My role: Designer
Space: Toronto
Time: Jan 2018

One of the sounds I enjoy hearing at work is the sound of laughter. I work in market research and we have demanding deadlines. Lots of people are stressed, but yet they still find the spirit and time to laugh. This really fascinated me and I wanted to capture this moment. How do I measure this short but intense moment of positivity? I decided to measure the frequency of laughter. This is a visualization of laughter I recorded in one of our busiest times of the year, from October 2017 to December 2017.

Some key trends you might notice going through this is that the number of laughs decrease over time. This may be due to various factors such as busier workloads in the office, and people taking time off for vacation. Another subtle factor is that as I got busier, I started to tune things out in my surroundings. When something stresses you out, you start missing out on things that are happening in your life, good or bad. This is a unique finding because it is a balance between sensation and perception. Some people will see the cup half empty or half full depending on their mental state and this whole project is a metaphor for that. Life isn’t always clear, exciting, or fun, but there are moments when all that dissolves, even for a moment, it’s just a matter of capturing that in our day-to-day life.
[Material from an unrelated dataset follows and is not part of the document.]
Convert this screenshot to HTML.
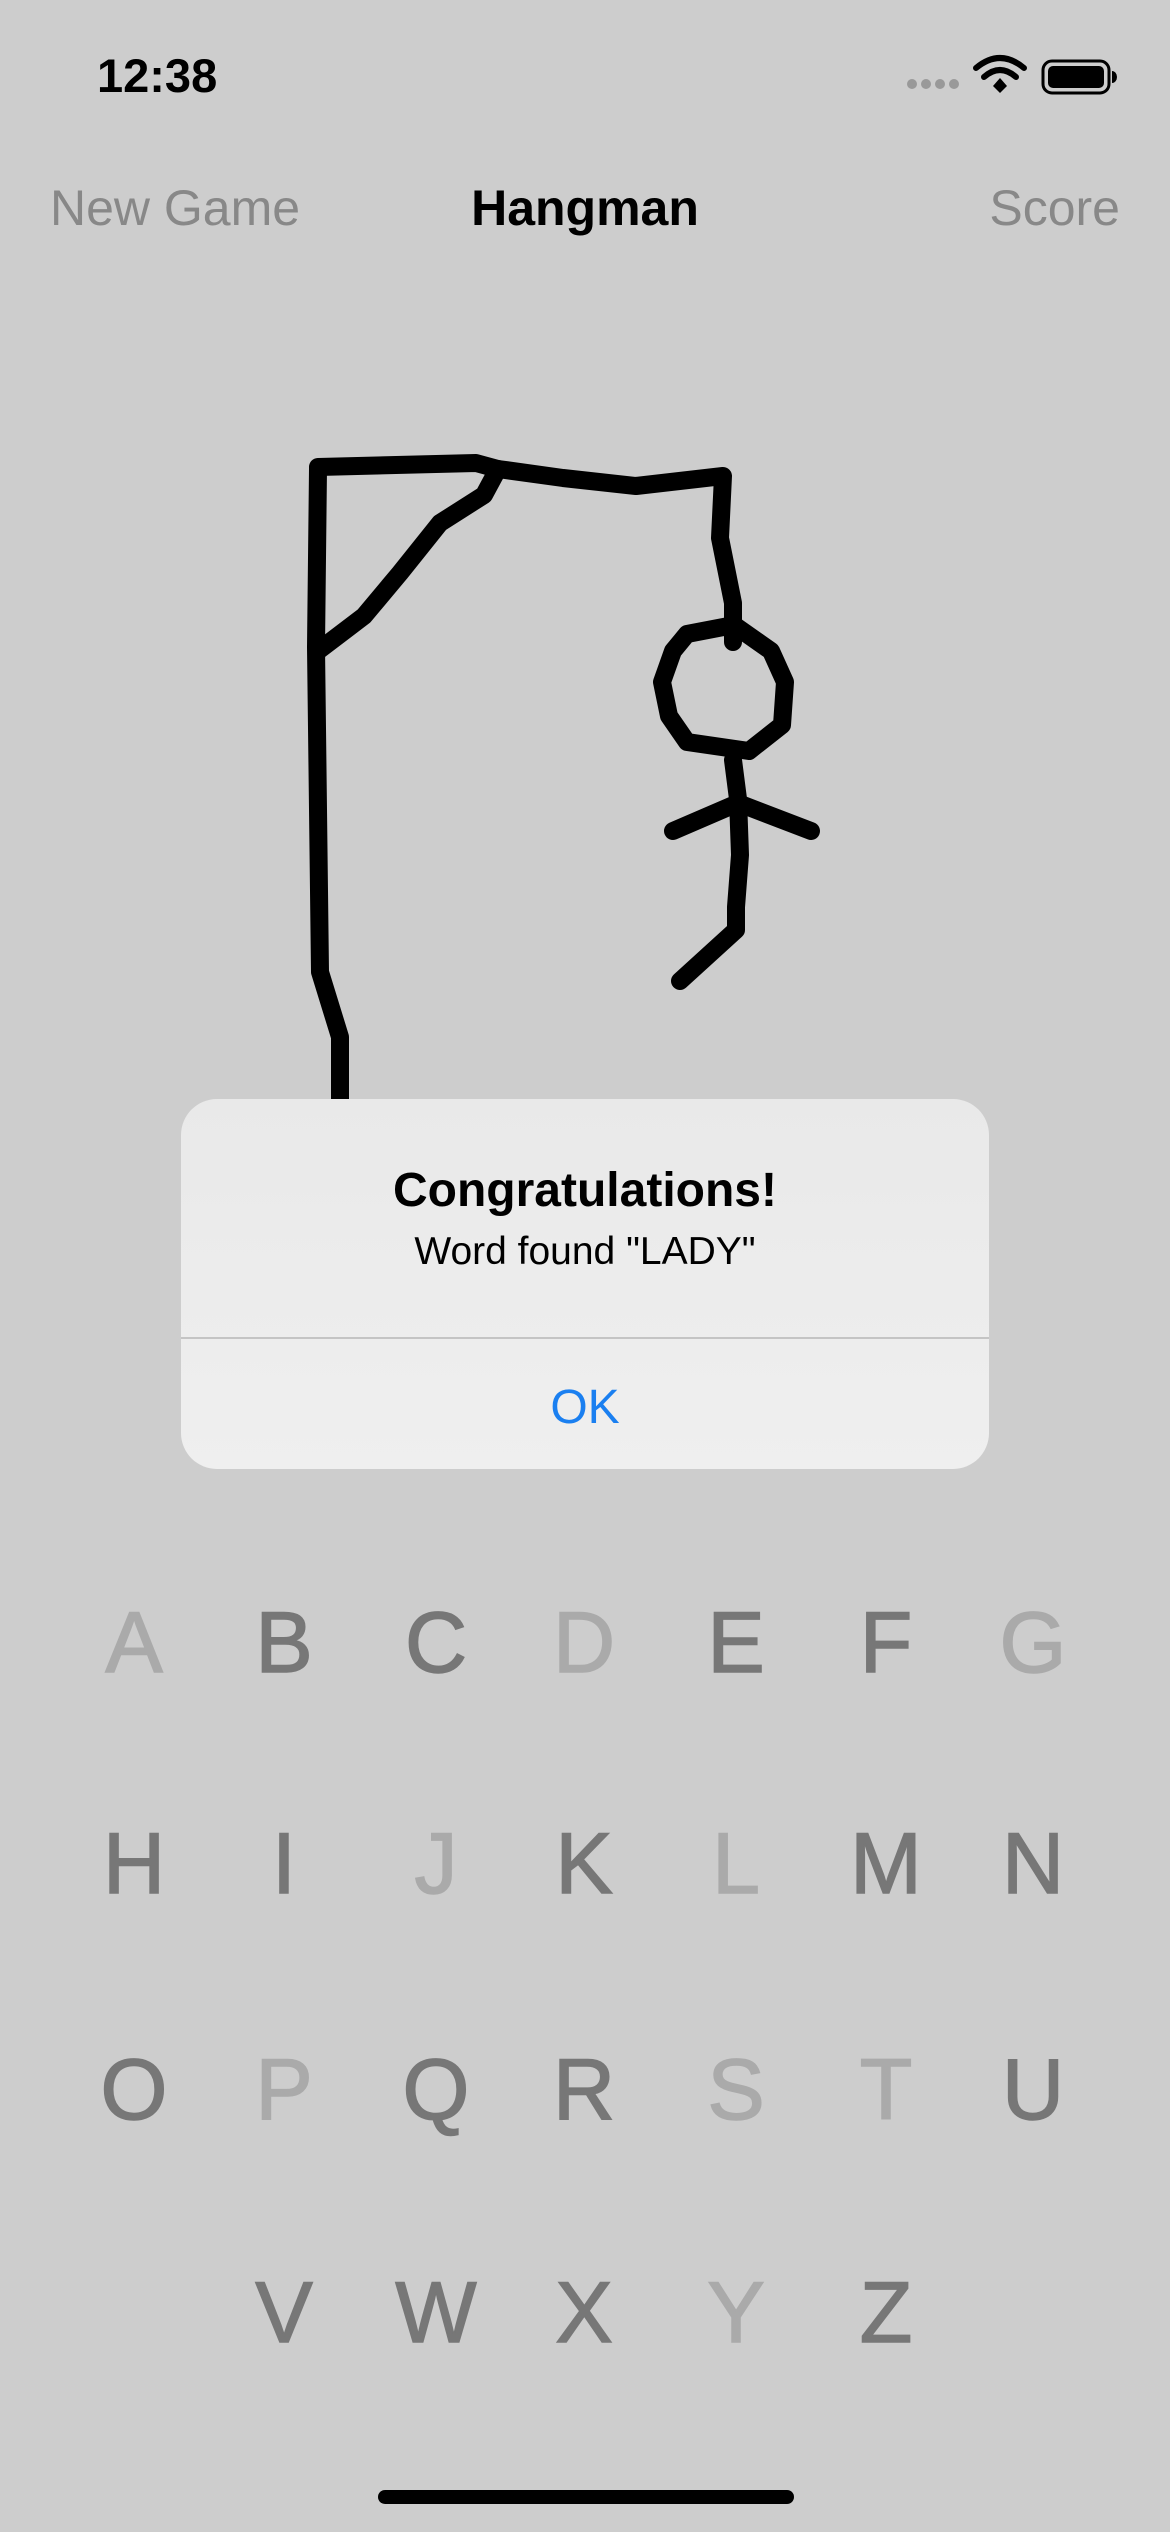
<!DOCTYPE html>
<html><head><meta charset="utf-8"><style>
*{margin:0;padding:0;box-sizing:border-box}
body{width:1170px;height:2532px;background:#cdcdcd;position:relative;overflow:hidden;font-family:"Liberation Sans",sans-serif}
.a{position:absolute}
.nav{top:178px;font-size:50px;color:#888;line-height:60px}
.L{position:absolute;font-size:86px;line-height:100px;width:140px;text-align:center;color:#777;transform:translate(-70px,-50px);-webkit-text-stroke:1.5px currentColor}
.l{color:#aaa}
</style></head><body>
<div class="a" style="left:97px;top:48px;font-size:47px;font-weight:bold;line-height:56px">12:38</div>
<svg class="a" style="left:900px;top:50px" width="230" height="60" viewBox="0 0 230 60">
<g fill="#999"><circle cx="12" cy="34" r="5"/><circle cx="26" cy="34" r="5"/><circle cx="40" cy="34" r="5"/><circle cx="54" cy="34" r="5"/></g>
<g fill="none" stroke="#000" stroke-width="6" stroke-linecap="round"><path d="M76 18 Q100 -2 124 18"/><path d="M84 27 Q100 13 116 27"/></g>
<path d="M93 36 L100 28 L107 36 L100 43Z" fill="#000"/>
<rect x="143" y="11" width="66" height="32" rx="9" fill="none" stroke="#000" stroke-width="3"/>
<rect x="148" y="16" width="56" height="22" rx="5" fill="#000"/>
<path d="M212 21 v12 a5 6 0 0 0 0 -12z" fill="#000"/>
</svg>
<div class="a nav" style="left:50px">New Game</div>
<div class="a nav" style="left:0;width:1170px;text-align:center;color:#000;font-weight:bold">Hangman</div>
<div class="a nav" style="right:50px">Score</div>
<svg class="a" style="left:0;top:0" width="1170" height="1200">
<g fill="none" stroke="#000" stroke-width="18" stroke-linecap="round" stroke-linejoin="round">
<path d="M318 469 L316 647 L320 972 L340 1037 L340 1120"/>
<path d="M318 467 L476 463 L498 469 L563 478 L636 486 L723 476 L720 538 L733 603 L733 642"/>
<path d="M318 651 L364 616 L400 573 L440 523 L484 495 L498 469"/>
<path d="M687 634 L734 625 L771 651 L785 682 L782 725 L749 751 L687 742 L669 716 L662 682 L673 651Z"/>
<path d="M733 760 L738 799 L740 855 L736 907 L736 930 L680 981"/>
<path d="M673 831 L738 803 L811 831"/>
</g></svg>
<div class="a" style="left:181px;top:1099px;width:808px;height:370px;border-radius:36px;background:linear-gradient(#e9e9e9,#efefef);overflow:hidden">
<div style="position:absolute;top:64px;width:100%;text-align:center;font-weight:bold;font-size:48px;line-height:56px">Congratulations!</div>
<div style="position:absolute;top:131px;width:100%;text-align:center;font-size:39px;line-height:44px">Word found "LADY"</div>
<div style="position:absolute;top:238px;width:100%;height:2px;background:#c4c4c4"></div>
<div style="position:absolute;top:281px;width:100%;text-align:center;font-size:48px;line-height:56px;color:#1a7ff0">OK</div>
</div>
<div class="L l" style="left:134px;top:1643px">A</div>
<div class="L" style="left:284px;top:1643px">B</div>
<div class="L" style="left:436px;top:1643px">C</div>
<div class="L l" style="left:584px;top:1643px">D</div>
<div class="L" style="left:736px;top:1643px">E</div>
<div class="L" style="left:886px;top:1643px">F</div>
<div class="L l" style="left:1033px;top:1643px">G</div>
<div class="L" style="left:134px;top:1864px">H</div>
<div class="L" style="left:284px;top:1864px">I</div>
<div class="L l" style="left:436px;top:1864px">J</div>
<div class="L" style="left:584px;top:1864px">K</div>
<div class="L l" style="left:736px;top:1864px">L</div>
<div class="L" style="left:886px;top:1864px">M</div>
<div class="L" style="left:1033px;top:1864px">N</div>
<div class="L" style="left:134px;top:2090px">O</div>
<div class="L l" style="left:284px;top:2090px">P</div>
<div class="L" style="left:436px;top:2090px">Q</div>
<div class="L" style="left:584px;top:2090px">R</div>
<div class="L l" style="left:736px;top:2090px">S</div>
<div class="L l" style="left:886px;top:2090px">T</div>
<div class="L" style="left:1033px;top:2090px">U</div>
<div class="L" style="left:284px;top:2313px">V</div>
<div class="L" style="left:436px;top:2313px">W</div>
<div class="L" style="left:584px;top:2313px">X</div>
<div class="L l" style="left:736px;top:2313px">Y</div>
<div class="L" style="left:886px;top:2313px">Z</div>
<div class="a" style="left:378px;top:2490px;width:416px;height:14px;border-radius:7px;background:#000"></div>
</body></html>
One of the days I observed a high number of laughs was when we had social events, like the Thanksgiving potluck on Oct 4. When you put many people together with homemade food, it’s the perfect formula for joy. One of my most favourite times of the day is having dinner with my family. We talk about mundane things, share something funny we saw on social media, and talk about everything else. Meal times are a time when we spend time together and share a laugh. Like many other cultures, Chinese culture has a strong emphasis on eating together. The next time you are at a traditional Chinese restaurant, you might find a large round table. These tables are round by design, it allows for everyone to face each other. It is a shape that brings people in and together. The exercise of counting the laughs I hear in a day has made me notice how often I do laugh when I am with my family. You might be pleasantly surprised by what you find if you did a count the next time you are with friends or family.

This project is a reflection on how we enjoy life despite challenges we face. One of my co-workers has worked at our company for a long time (20+ years), and he has the heartiest laugh in the whole company. I asked him what’s his secret. He said he suffered from a near fatal accident in his youth and that changed him. His attitude towards life changed as he decided to become happier because life is too short. His positivity and perseverance to lead a good life reminds me of my mom. She has seen so much, good and bad, and she would sometimes say to me “I’ve had more salt than you’ve had rice”, as a way to express how much longer she has lived than me. Her work ethic never ceases to shock me, she still works 12+ hours a day even after 20 years of owning her own business. Yet, she never complains and still has the heart and energy to laugh with life

On Dec 19, we had a combined of 140 laughs that were shared among people. This count was a rough estimate, but I believe it’s not that far off. We had a holiday game called “Dirty Santa” within our company, which employs roughly 80 people. Each person would either pick an unopened gift or steal an opened one from someone else. If your gift got stolen, you could either steal another gift or open a new one. It was my first time playing this game, but I was fascinated when I saw veterans play the game. They were surveying opened gifts, planning ahead of time to snatch it from them. One co-worker was known to take their time opening new gifts, they would shake, touch, and even smell the gifts to find the best ones. The most interesting gift was definitely a stack of lotto tickets – imagine if that won the jackpot.

Some behind the scenes: I used these index cards to tally up laughs I heard throughout the day. This entire project was very ‘manual’ in process and labour. I used one card per week.